The problem for BFL and other RSLs is they must match grant funding. As the pilot demonstrates, complying with the PAS 2035 approach could be more expensive even with government grant funding, as it must fund half the cost.
The other challenge is the government has mandated that all RSLs retrofit their housing stock to at least EPC level C by 2030 unless there are exceptional circumstances. Spending money on unnecessary retrofit measures means less money for new social housing.
“While they are delivering that target, they take their eye off providing new homes,” Craggs says. “We are fortunate that we’re quite highly geared, so we can do both. But some of the smaller housing associations will suffer so they will either do one or the other.”
The potential offered by Senze has persuaded BFL to sign a deal for it to monitor another 250 homes and implement the recommendations made by the technology. BFL can take advantage of grant funding where fabric improvements are worthwhile, and use its own funds for more targeted, cheaper interventions.
Once the homes have been retrofitted, Senze will continue monitoring the homes to prove that the retrofit measures perform as predicted. There is an option to monitor and improve another 750 homes if the first part of the deal is successful.
Senze costs £1,500 per home for the monitoring, which is the same as employing a retrofit assessor to prepare a report, a function the Senze software does automatically. And fewer grant applications will save money too.

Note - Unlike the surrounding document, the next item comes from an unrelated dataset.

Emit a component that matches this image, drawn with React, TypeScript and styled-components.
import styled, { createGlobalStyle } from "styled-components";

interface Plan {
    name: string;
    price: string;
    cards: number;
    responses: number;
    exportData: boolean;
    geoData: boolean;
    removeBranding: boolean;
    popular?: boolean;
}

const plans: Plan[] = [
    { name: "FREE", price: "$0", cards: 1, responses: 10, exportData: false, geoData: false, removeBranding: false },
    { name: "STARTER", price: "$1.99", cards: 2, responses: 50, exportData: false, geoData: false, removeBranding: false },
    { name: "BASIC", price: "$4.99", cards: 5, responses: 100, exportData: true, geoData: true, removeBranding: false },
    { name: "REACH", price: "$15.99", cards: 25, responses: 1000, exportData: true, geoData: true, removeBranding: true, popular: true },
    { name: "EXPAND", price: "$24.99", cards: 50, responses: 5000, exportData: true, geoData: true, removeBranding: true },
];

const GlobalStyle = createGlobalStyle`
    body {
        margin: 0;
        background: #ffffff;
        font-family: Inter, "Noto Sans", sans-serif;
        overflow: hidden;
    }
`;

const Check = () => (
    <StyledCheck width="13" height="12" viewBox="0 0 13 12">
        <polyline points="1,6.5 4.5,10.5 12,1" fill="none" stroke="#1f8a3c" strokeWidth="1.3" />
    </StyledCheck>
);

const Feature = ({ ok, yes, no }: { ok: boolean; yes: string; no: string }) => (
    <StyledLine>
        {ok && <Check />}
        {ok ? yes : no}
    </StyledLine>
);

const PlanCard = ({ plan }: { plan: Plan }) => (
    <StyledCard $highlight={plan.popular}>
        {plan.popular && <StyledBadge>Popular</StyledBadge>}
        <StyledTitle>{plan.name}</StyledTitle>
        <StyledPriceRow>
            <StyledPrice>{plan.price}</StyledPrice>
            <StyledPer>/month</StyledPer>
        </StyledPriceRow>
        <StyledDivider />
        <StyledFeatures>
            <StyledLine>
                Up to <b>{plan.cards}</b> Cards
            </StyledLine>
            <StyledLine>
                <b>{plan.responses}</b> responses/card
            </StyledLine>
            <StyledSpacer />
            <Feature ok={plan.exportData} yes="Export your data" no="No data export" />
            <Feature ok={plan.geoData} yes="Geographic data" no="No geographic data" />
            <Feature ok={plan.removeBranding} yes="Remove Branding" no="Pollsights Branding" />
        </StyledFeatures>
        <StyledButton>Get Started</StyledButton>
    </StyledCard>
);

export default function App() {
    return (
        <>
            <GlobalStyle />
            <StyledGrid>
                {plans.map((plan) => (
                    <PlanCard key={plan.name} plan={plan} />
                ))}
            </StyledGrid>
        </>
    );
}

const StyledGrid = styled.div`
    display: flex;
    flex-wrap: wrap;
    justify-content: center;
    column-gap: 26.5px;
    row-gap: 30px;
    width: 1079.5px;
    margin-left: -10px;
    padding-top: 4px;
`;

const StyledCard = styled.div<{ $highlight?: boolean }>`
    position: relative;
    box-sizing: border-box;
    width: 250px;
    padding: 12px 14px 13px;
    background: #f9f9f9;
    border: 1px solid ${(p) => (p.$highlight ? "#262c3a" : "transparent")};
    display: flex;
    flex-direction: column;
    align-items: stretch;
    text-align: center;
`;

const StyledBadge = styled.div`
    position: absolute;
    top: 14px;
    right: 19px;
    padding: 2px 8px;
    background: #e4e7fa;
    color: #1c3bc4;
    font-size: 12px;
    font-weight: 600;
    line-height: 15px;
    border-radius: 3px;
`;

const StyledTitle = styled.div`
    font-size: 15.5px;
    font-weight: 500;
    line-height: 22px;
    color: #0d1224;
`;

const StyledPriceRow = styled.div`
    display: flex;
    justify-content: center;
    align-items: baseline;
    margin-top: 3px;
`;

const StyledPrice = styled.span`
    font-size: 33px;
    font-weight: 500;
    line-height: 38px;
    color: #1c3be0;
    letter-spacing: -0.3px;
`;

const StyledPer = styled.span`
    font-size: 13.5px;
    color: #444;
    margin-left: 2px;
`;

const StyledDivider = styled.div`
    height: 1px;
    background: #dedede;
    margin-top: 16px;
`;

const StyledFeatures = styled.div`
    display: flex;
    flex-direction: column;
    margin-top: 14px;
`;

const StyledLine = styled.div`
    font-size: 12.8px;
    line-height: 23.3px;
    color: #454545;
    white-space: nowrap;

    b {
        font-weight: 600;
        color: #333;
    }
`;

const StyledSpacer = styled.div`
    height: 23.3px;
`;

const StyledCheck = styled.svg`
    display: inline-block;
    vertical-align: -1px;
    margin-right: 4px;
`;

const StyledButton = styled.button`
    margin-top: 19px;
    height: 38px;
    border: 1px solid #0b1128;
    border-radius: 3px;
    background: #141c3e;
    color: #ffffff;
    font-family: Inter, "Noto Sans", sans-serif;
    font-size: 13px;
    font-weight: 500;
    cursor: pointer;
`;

As Craggs says: “You don’t have to go through mountains and mountains of bureaucracy, paperwork and assessments when Senze just runs you a report from the data.”
What’s next?
Looking ahead, the technology offers the potential for an asset owner to decarbonise a group of properties without needing to invest in expensive technologies such as PV panels. Homes could be fitted with heat pumps and live monitoring of energy use providing a development-wide picture of energy flows.
A centralised battery could be charged up at night from 100% renewable-generated energy when tariffs are low, then used to power heat pumps or charge electric cars in the daytime when tariffs are high and electricity is being generated with fossil fuels to meet higher demand.
The advantage of this approach, other than saving money, is it takes pressure off the grid – which is already very constrained in some areas.
And this is a problem likely to get worse with greater adoption of electric cars and heat pumps. Live monitoring would also help to detect issues with heating and ventilation systems.

BFL budgets over £58,000 for wall and loft insulation, a heat pump and new doors and windows for homes below an EPC C rating. Of the homes in the survey, 59% failed to achieve EPC C whether monitored or modelled. Adopting the measures recommended by Senze, and using commercial procurement routes, could reduce the cost of achieving an EPC C to just £10,325.
Unsurprisingly, given the scale of the potential savings, Senze is talking to other social housing providers about adopting the technology. These include Barnet and West Northants councils, the Northern Ireland Housing Executive and the NHS.
Last autumn, the National Audit Office found that 98% of homes fitted with wall insulation funded by government grants were found to be defective. And in April, four people were arrested on suspicion of defrauding an estimated £44m from this scheme.
Given that in many cases these homes probably did not need wall insulation in the first place, and that current social housing retrofit funding schemes are driving RSLs down the fabric-first route, it could be time for the government to rethink its funding strategy, so that it still achieves its decarbonisation goals while saving precious taxpayers’ money.